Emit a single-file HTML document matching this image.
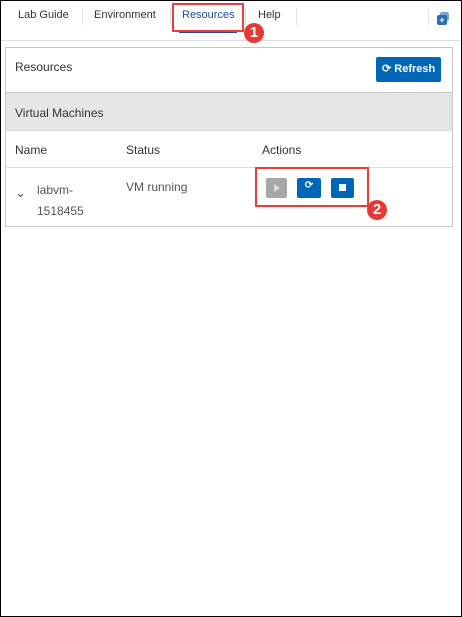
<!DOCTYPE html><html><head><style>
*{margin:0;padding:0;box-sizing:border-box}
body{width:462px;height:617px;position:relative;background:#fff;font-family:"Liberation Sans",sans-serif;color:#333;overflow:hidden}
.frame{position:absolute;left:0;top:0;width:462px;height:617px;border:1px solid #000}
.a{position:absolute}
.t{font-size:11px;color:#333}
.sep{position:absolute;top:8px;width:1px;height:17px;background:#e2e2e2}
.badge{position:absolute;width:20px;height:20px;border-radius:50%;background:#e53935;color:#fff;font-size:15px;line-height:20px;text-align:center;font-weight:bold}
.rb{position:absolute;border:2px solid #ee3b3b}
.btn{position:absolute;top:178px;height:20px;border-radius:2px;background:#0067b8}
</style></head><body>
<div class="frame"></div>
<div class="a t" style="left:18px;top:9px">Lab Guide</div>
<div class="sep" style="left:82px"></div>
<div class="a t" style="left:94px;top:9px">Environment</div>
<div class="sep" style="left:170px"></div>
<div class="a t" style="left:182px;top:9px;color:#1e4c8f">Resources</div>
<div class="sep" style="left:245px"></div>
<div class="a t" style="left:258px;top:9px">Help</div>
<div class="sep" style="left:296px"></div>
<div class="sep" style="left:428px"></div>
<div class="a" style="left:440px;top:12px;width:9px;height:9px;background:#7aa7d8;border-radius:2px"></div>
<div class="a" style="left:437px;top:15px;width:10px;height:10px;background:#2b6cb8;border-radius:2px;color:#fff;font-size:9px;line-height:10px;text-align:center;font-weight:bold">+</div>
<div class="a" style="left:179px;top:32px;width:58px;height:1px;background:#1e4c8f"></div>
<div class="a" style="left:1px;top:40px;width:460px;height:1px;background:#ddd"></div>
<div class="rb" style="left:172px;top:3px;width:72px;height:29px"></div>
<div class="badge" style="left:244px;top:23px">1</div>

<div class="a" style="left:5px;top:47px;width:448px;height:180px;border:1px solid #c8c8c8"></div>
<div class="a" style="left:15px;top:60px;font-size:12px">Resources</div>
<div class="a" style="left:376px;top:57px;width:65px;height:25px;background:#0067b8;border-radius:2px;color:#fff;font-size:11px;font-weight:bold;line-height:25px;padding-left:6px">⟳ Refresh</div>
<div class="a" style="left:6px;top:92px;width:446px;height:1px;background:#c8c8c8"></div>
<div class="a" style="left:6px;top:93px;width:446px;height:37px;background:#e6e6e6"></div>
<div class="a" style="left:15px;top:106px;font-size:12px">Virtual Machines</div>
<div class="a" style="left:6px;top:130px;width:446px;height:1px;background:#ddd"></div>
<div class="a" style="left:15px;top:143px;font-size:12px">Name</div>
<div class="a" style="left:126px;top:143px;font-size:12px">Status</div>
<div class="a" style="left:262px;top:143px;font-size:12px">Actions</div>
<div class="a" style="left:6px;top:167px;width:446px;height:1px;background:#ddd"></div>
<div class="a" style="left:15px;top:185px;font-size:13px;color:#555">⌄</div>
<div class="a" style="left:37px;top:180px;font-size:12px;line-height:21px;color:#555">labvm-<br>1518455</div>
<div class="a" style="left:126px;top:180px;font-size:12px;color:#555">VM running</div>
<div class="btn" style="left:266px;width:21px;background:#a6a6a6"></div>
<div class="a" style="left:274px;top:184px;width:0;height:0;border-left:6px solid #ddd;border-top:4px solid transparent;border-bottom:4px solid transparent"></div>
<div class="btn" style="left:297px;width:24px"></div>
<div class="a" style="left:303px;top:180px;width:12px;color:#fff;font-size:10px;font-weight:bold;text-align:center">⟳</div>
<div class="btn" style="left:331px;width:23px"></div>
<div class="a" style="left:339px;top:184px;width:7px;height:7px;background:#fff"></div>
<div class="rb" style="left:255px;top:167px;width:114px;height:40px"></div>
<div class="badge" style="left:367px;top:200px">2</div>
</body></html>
********************
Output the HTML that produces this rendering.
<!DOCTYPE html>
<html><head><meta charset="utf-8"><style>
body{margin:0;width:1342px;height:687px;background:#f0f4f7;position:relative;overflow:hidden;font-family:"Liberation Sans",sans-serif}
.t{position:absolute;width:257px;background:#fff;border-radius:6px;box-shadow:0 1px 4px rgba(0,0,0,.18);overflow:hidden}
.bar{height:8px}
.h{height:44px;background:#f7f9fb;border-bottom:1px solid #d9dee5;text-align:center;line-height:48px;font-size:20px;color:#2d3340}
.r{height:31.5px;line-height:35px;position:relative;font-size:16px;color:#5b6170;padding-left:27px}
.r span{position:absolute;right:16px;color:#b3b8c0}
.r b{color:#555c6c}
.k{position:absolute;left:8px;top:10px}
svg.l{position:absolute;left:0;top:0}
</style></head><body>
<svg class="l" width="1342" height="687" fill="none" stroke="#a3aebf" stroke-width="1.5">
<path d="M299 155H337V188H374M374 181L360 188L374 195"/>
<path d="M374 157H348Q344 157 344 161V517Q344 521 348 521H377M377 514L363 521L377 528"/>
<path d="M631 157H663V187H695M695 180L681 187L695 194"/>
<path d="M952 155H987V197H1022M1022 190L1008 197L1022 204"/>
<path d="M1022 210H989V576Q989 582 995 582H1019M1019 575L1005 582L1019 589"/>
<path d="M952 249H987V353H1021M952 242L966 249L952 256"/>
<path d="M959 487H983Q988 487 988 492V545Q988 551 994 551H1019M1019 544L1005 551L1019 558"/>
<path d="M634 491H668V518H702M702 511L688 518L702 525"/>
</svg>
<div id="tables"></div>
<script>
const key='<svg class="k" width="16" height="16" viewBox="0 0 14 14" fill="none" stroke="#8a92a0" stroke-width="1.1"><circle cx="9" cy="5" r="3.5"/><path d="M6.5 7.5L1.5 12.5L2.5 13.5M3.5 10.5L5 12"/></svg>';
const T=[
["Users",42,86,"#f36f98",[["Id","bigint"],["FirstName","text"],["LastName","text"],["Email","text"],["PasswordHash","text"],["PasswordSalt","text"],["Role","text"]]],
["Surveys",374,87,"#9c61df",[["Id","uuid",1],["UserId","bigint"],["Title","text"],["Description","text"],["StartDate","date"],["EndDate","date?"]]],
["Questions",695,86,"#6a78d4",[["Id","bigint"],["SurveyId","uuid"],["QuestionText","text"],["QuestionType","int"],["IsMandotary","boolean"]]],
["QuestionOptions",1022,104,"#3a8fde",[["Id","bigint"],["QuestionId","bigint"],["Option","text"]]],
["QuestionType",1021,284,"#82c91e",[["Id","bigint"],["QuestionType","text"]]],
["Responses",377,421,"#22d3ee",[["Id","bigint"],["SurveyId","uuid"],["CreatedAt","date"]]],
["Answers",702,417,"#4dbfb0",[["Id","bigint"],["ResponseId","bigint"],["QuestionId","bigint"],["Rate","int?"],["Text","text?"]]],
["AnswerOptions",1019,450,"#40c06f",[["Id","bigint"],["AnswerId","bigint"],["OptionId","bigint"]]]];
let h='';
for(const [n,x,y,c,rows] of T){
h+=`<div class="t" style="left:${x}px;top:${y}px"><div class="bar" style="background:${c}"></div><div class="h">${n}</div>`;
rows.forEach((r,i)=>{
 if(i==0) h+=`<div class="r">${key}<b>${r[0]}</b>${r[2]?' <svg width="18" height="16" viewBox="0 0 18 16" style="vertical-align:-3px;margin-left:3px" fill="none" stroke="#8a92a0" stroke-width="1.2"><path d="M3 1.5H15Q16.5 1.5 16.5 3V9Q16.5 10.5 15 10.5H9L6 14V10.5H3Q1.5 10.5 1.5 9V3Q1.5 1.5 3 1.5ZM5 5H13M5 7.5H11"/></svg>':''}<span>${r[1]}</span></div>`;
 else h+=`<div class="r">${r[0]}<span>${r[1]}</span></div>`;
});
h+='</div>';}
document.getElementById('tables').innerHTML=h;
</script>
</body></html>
********************
Check each line above for the string "this" and show the ones that have it.

Emit a single-file HTML document matching this image.
Output the HTML that produces this rendering.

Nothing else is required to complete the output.